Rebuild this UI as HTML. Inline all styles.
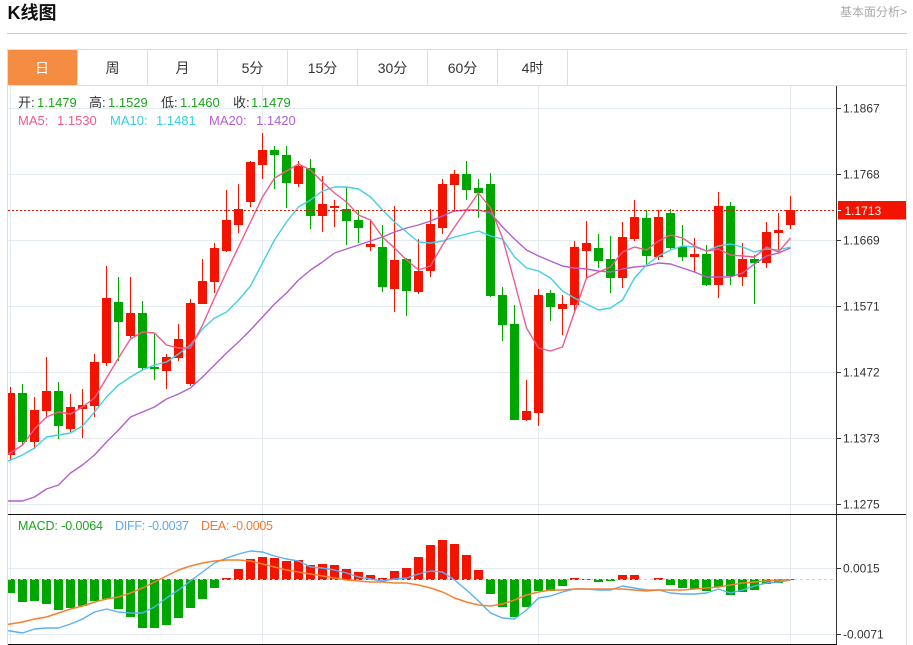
<!DOCTYPE html>
<html lang="zh">
<head>
<meta charset="utf-8">
<title>K线图</title>
<style>
html,body{margin:0;padding:0;background:#fff;width:913px;height:645px;overflow:hidden}
svg{display:block}
text{font-family:"Liberation Sans","Noto Sans CJK SC",sans-serif}
</style>
</head>
<body>
<svg width="913" height="645" viewBox="0 0 913 645" xmlns="http://www.w3.org/2000/svg">
<defs><clipPath id="c"><rect x="8" y="86" width="828" height="558"/></clipPath></defs>
<rect width="913" height="645" fill="#fff"/>

<text x="7.5" y="19" font-size="18" font-weight="bold" fill="#111">K线图</text>
<text x="840" y="16" font-size="12" fill="#aaa">基本面分析&gt;</text>
<path d="M7 33.5H907" stroke="#ccc" fill="none"/>

<path d="M7 49.5H906.5M7 85.5H906.5M7.5 49V645M906.5 49V645M77.5 50V85M147.5 50V85M217.5 50V85M287.5 50V85M357.5 50V85M427.5 50V85M497.5 50V85M567.5 50V85" stroke="#dcdfe0" fill="none"/>
<rect x="8" y="50" width="69" height="35" rx="1" fill="#f48c41"/>
<g font-size="14" fill="#333" text-anchor="middle">
<text x="42" y="73" fill="#fff">日</text>
<text x="112.5" y="73">周</text>
<text x="182.5" y="73">月</text>
<text x="252.5" y="73">5分</text>
<text x="322.5" y="73">15分</text>
<text x="392.5" y="73">30分</text>
<text x="462.5" y="73">60分</text>
<text x="532.5" y="73">4时</text>
</g>

<path d="M8 108.5H836M8 174.5H836M8 240.5H836M8 306.5H836M8 372.5H836M8 438.5H836M8 504.5H836M8 568.5H836M8 634.5H836M10.5 86V644M262.5 86V644M538.5 86V644M790.5 86V644" stroke="#e3ebf1" fill="none"/>

<g clip-path="url(#c)" fill="none">
<path stroke="#f31400" d="M10.5 387V460M34.5 397V449M46.5 357V418M70.5 394V432M82.5 389V438M94.5 354V417M106.5 266V366M130.5 277V338M166.5 354V389M178.5 324V361M190.5 299V386M202.5 259V304M214.5 243V293M226.5 190V252M238.5 184V233M250.5 161V207M262.5 133V179M298.5 161V187M322.5 176V232M334.5 200V227M370.5 220V251M394.5 206V312M418.5 239V294M430.5 209V277M442.5 179V234M454.5 170V212M526.5 380V421M538.5 289V426M562.5 295V335M574.5 241V312M586.5 221V278M622.5 222V288M634.5 200V241M658.5 210V260M694.5 238V272M718.5 192V298M742.5 243V286M766.5 222V268M778.5 213V252M790.5 196V229"/>
<path stroke="#f31400" stroke-width="9" d="M10.5 393V455M34.5 410V442M46.5 391V411M70.5 407V429M82.5 405V409M94.5 362V406M106.5 298V363M130.5 313V336M166.5 357V371M178.5 339V358M190.5 303V384M202.5 281V304M214.5 248V282M226.5 220V251M238.5 209V225M250.5 162V202M262.5 150V165M298.5 166V184M322.5 204V216M334.5 206V208M370.5 244V247M394.5 260V289M418.5 271V292M430.5 224V271M442.5 184V228M454.5 174V185M526.5 411V420M538.5 295V413M562.5 304V309M574.5 247V305M586.5 243V251M622.5 237V278M634.5 217V239M658.5 217V257M694.5 254V257M718.5 206V285M742.5 259V277M766.5 232V263M778.5 230V233M790.5 210V225"/>
<path stroke="#00a600" d="M22.5 384V445M58.5 382V439M118.5 277V361M142.5 301V370M154.5 334V380M274.5 146V189M286.5 146V208M310.5 159V229M346.5 187V245M358.5 210V243M382.5 225V292M406.5 258V316M466.5 161V200M478.5 179V218M490.5 173V297M502.5 287V341M514.5 305V420M550.5 290V321M598.5 234V268M610.5 236V293M646.5 210V265M670.5 209V249M682.5 225V261M706.5 245V286M730.5 202V285M754.5 255V304"/>
<path stroke="#00a600" stroke-width="9" d="M22.5 393V442M58.5 391V426M118.5 302V322M142.5 313V368M154.5 367V369M274.5 150V155M286.5 155V183M310.5 168V216M346.5 209V221M358.5 220V228M382.5 247V287M406.5 259V291M466.5 174V190M478.5 188V193M490.5 184V296M502.5 295V325M514.5 324V420M550.5 293V307M598.5 248V261M610.5 259V278M646.5 218V256M670.5 213V248M682.5 247V257M706.5 254V285M730.5 206V276M754.5 259V263"/>

<path stroke="#f31400" stroke-width="9" d="M226.5 580V578M238.5 580V569M250.5 580V559M262.5 580V557M274.5 580V558M286.5 580V561M298.5 580V560M310.5 580V565M322.5 580V564M334.5 580V565M346.5 580V569M358.5 580V572M370.5 580V575M382.5 580V578M394.5 580V571M406.5 580V568M418.5 580V557M430.5 580V545M442.5 580V540M454.5 580V544M466.5 580V555M478.5 580V570M574.5 580V578M586.5 580V579M622.5 580V575M634.5 580V575M658.5 580V578"/>
<path stroke="#00a600" stroke-width="9" d="M10.5 579V593M22.5 579V602M34.5 579V601M46.5 579V604M58.5 579V610M70.5 579V608M82.5 579V606M94.5 579V601M106.5 579V599M118.5 579V609M130.5 579V617M142.5 579V628M154.5 579V628M166.5 579V625M178.5 579V618M190.5 579V608M202.5 579V599M214.5 579V588M490.5 579V594M502.5 579V607M514.5 579V617M526.5 579V607M538.5 579V591M550.5 579V591M562.5 579V586M598.5 579V582M610.5 579V581M670.5 579V585M682.5 579V588M694.5 579V589M706.5 579V591M718.5 579V587M730.5 579V595M742.5 579V592M754.5 579V590M766.5 579V584M778.5 579V583M790.5 579V580"/>
</g>
<path d="M8 579.5H834" stroke="#a9dcec" stroke-dasharray="3 3" fill="none"/>

<g clip-path="url(#c)" fill="none" stroke-width="1.4" stroke-linejoin="round">
<polyline stroke="#b260cc" points="-1.5,501 10.5,501 22.5,501 34.5,497 46.5,489 58.5,485 70.5,473 82.5,465 94.5,455 106.5,442 118.5,430 130.5,417 142.5,412 154.5,407 166.5,399 178.5,394 190.5,388 202.5,377 214.5,365 226.5,353 238.5,342 250.5,330 262.5,317 274.5,304 286.5,293 298.5,280 310.5,270 322.5,262 334.5,253 346.5,249 358.5,245 370.5,241 382.5,237 394.5,232 406.5,228 418.5,225 430.5,221 442.5,216 454.5,211 466.5,210 478.5,210 490.5,213 502.5,227 514.5,239 526.5,250 538.5,256 550.5,261 562.5,266 574.5,268 586.5,269 598.5,271 610.5,272 622.5,269 634.5,267 646.5,266 658.5,263 670.5,264 682.5,268 694.5,272 706.5,277 718.5,277 730.5,277 742.5,273 754.5,264 766.5,256 778.5,253 790.5,248"/>
<polyline stroke="#44cfe4" points="-1.5,465 10.5,460 22.5,455 34.5,448 46.5,437 58.5,435 70.5,433 82.5,426 94.5,412 106.5,397 118.5,385 130.5,377 142.5,370 154.5,365 166.5,362 178.5,354 190.5,345 202.5,329 214.5,318 226.5,312 238.5,300 250.5,286 262.5,263 274.5,240 286.5,222 298.5,207 310.5,200 322.5,191 334.5,187 346.5,187 358.5,189 370.5,197 382.5,210 394.5,222 406.5,232 418.5,242 430.5,243 442.5,241 454.5,237 466.5,234 478.5,231 490.5,236 502.5,239 514.5,257 526.5,268 538.5,271 550.5,278 562.5,291 574.5,298 586.5,304 598.5,310 610.5,308 622.5,300 634.5,278 646.5,265 658.5,256 670.5,250 682.5,246 694.5,247 706.5,251 718.5,246 730.5,244 742.5,247 754.5,252 766.5,249 778.5,250 790.5,247"/>
<polyline stroke="#ee5b8e" points="-1.5,459 10.5,453 22.5,445 34.5,429 46.5,417 58.5,412 70.5,414 82.5,407 94.5,398 106.5,378 118.5,358 130.5,339 142.5,332 154.5,333 166.5,345 178.5,348 190.5,348 202.5,325 214.5,298 226.5,272 238.5,247 250.5,222 262.5,197 274.5,178 286.5,171 298.5,164 310.5,170 322.5,182 334.5,193 346.5,202 358.5,215 370.5,220 382.5,237 394.5,248 406.5,260 418.5,270 430.5,266 442.5,245 454.5,227 466.5,210 478.5,193 490.5,208 502.5,238 514.5,282 526.5,328 538.5,348 550.5,351 562.5,347 574.5,312 586.5,278 598.5,272 610.5,267 622.5,252 634.5,247 646.5,250 658.5,241 670.5,235 682.5,238 694.5,246 706.5,251 718.5,249 730.5,255 742.5,256 754.5,257 766.5,247 778.5,252 790.5,238"/>
<polyline stroke="#5ab0f5" stroke-width="1.4" points="-1.5,630 10.5,631 22.5,633 34.5,629 46.5,628 58.5,628 70.5,624 82.5,619 94.5,612 106.5,609 118.5,612 130.5,613 142.5,613 154.5,607 166.5,598 178.5,590 190.5,581 202.5,572 214.5,563 226.5,558 238.5,554 250.5,551 262.5,552 274.5,556 286.5,559 298.5,561 310.5,567 322.5,568 334.5,570 346.5,573 358.5,577 370.5,579 382.5,581 394.5,579 406.5,578 418.5,574 430.5,571 442.5,572 454.5,580 466.5,590 478.5,601 490.5,613 502.5,618 514.5,619 526.5,610 538.5,598 550.5,596 562.5,592 574.5,589 586.5,589 598.5,590 610.5,590 622.5,586 634.5,588 646.5,590 658.5,590 670.5,593 682.5,594 694.5,594 706.5,593 718.5,589 730.5,593 742.5,590 754.5,586 766.5,583 778.5,582 790.5,580"/>
<polyline stroke="#f58030" stroke-width="1.5" points="-1.5,625 10.5,624 22.5,622 34.5,619 46.5,617 58.5,613 70.5,609 82.5,606 94.5,602 106.5,599 118.5,597 130.5,593 142.5,588 154.5,582 166.5,576 178.5,570 190.5,566 202.5,563 214.5,561 226.5,560 238.5,560 250.5,561 262.5,564 274.5,567 286.5,570 298.5,572 310.5,574 322.5,576 334.5,578 346.5,580 358.5,581 370.5,582 382.5,582 394.5,583 406.5,583 418.5,585 430.5,588 442.5,592 454.5,598 466.5,602 478.5,605 490.5,606 502.5,604 514.5,600 526.5,595 538.5,592 550.5,590 562.5,590 574.5,589 586.5,589 598.5,589 610.5,589 622.5,589 634.5,590 646.5,591 658.5,590 670.5,590 682.5,590 694.5,589 706.5,588 718.5,587 730.5,585 742.5,583 754.5,582 766.5,581 778.5,580 790.5,580"/>
</g>

<path d="M8 210.5H834" stroke="#f31400" stroke-dasharray="2 2" fill="none"/>

<path d="M836.5 86V645" stroke="#333" fill="none"/>
<path d="M8 514.5H906M8 644.5H837" stroke="#111" fill="none"/>
<path d="M837 108.5H841M837 174.5H841M837 240.5H841M837 306.5H841M837 372.5H841M837 438.5H841M837 504.5H841M837 568.5H841M837 634.5H841" stroke="#333" fill="none"/>

<rect x="838" y="201" width="68" height="18.5" fill="#f31400"/>
<path d="M838 210.5H841" stroke="#fff" fill="none"/>
<text x="844.5" y="215" font-size="12" fill="#fff">1.1713</text>
<g font-size="12" fill="#333">
<text x="843" y="112.5">1.1867</text>
<text x="843" y="178.5">1.1768</text>
<text x="843" y="244.5">1.1669</text>
<text x="843" y="310.5">1.1571</text>
<text x="843" y="376.5">1.1472</text>
<text x="843" y="442.5">1.1373</text>
<text x="843" y="508.5">1.1275</text>
<text x="843" y="572.5">0.0015</text>
<text x="843" y="638.5">-0.0071</text>
</g>

<g font-size="13">
<text x="18" y="107" fill="#333">开:</text><text x="37" y="107" fill="#1aa51a">1.1479</text>
<text x="89" y="107" fill="#333">高:</text><text x="108" y="107" fill="#1aa51a">1.1529</text>
<text x="161" y="107" fill="#333">低:</text><text x="180" y="107" fill="#1aa51a">1.1460</text>
<text x="233" y="107" fill="#333">收:</text><text x="251" y="107" fill="#1aa51a">1.1479</text>
<text x="18" y="125" fill="#ef5b8f">MA5:</text><text x="57" y="125" fill="#ef5b8f">1.1530</text>
<text x="110" y="125" fill="#36cfe5">MA10:</text><text x="156" y="125" fill="#36cfe5">1.1481</text>
<text x="209" y="125" fill="#b35fce">MA20:</text><text x="256" y="125" fill="#b35fce">1.1420</text>
</g>
<g font-size="12.5">
<text x="18" y="530" fill="#1aa51a" textLength="85">MACD: -0.0064</text>
<text x="115" y="530" fill="#5aaaf0" textLength="74">DIFF: -0.0037</text>
<text x="201" y="530" fill="#f37a2a" textLength="72">DEA: -0.0005</text>
</g>
</svg>
</body>
</html>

####

WRITTEN INSTRUCTION ::
Your task is to reproduce exactly the lines from the start of the data above through the line containing "108.5H836M8 174.5H836M8 240.5H836M8", leaving every picture out.

WRITTEN RESPONSE ::
Rebuild this UI as HTML. Inline all styles.
<!DOCTYPE html>
<html lang="zh">
<head>
<meta charset="utf-8">
<title>K线图</title>
<style>
html,body{margin:0;padding:0;background:#fff;width:913px;height:645px;overflow:hidden}
svg{display:block}
text{font-family:"Liberation Sans","Noto Sans CJK SC",sans-serif}
</style>
</head>
<body>
<svg width="913" height="645" viewBox="0 0 913 645" xmlns="http://www.w3.org/2000/svg">
<defs><clipPath id="c"><rect x="8" y="86" width="828" height="558"/></clipPath></defs>
<rect width="913" height="645" fill="#fff"/>

<text x="7.5" y="19" font-size="18" font-weight="bold" fill="#111">K线图</text>
<text x="840" y="16" font-size="12" fill="#aaa">基本面分析&gt;</text>
<path d="M7 33.5H907" stroke="#ccc" fill="none"/>

<path d="M7 49.5H906.5M7 85.5H906.5M7.5 49V645M906.5 49V645M77.5 50V85M147.5 50V85M217.5 50V85M287.5 50V85M357.5 50V85M427.5 50V85M497.5 50V85M567.5 50V85" stroke="#dcdfe0" fill="none"/>
<rect x="8" y="50" width="69" height="35" rx="1" fill="#f48c41"/>
<g font-size="14" fill="#333" text-anchor="middle">
<text x="42" y="73" fill="#fff">日</text>
<text x="112.5" y="73">周</text>
<text x="182.5" y="73">月</text>
<text x="252.5" y="73">5分</text>
<text x="322.5" y="73">15分</text>
<text x="392.5" y="73">30分</text>
<text x="462.5" y="73">60分</text>
<text x="532.5" y="73">4时</text>
</g>

<path d="M8 108.5H836M8 174.5H836M8 240.5H836M8 306.5H836M8 372.5H836M8 438.5H836M8 504.5H836M8 568.5H836M8 634.5H836M10.5 86V644M262.5 86V644M538.5 86V644M790.5 86V644" stroke="#e3ebf1" fill="none"/>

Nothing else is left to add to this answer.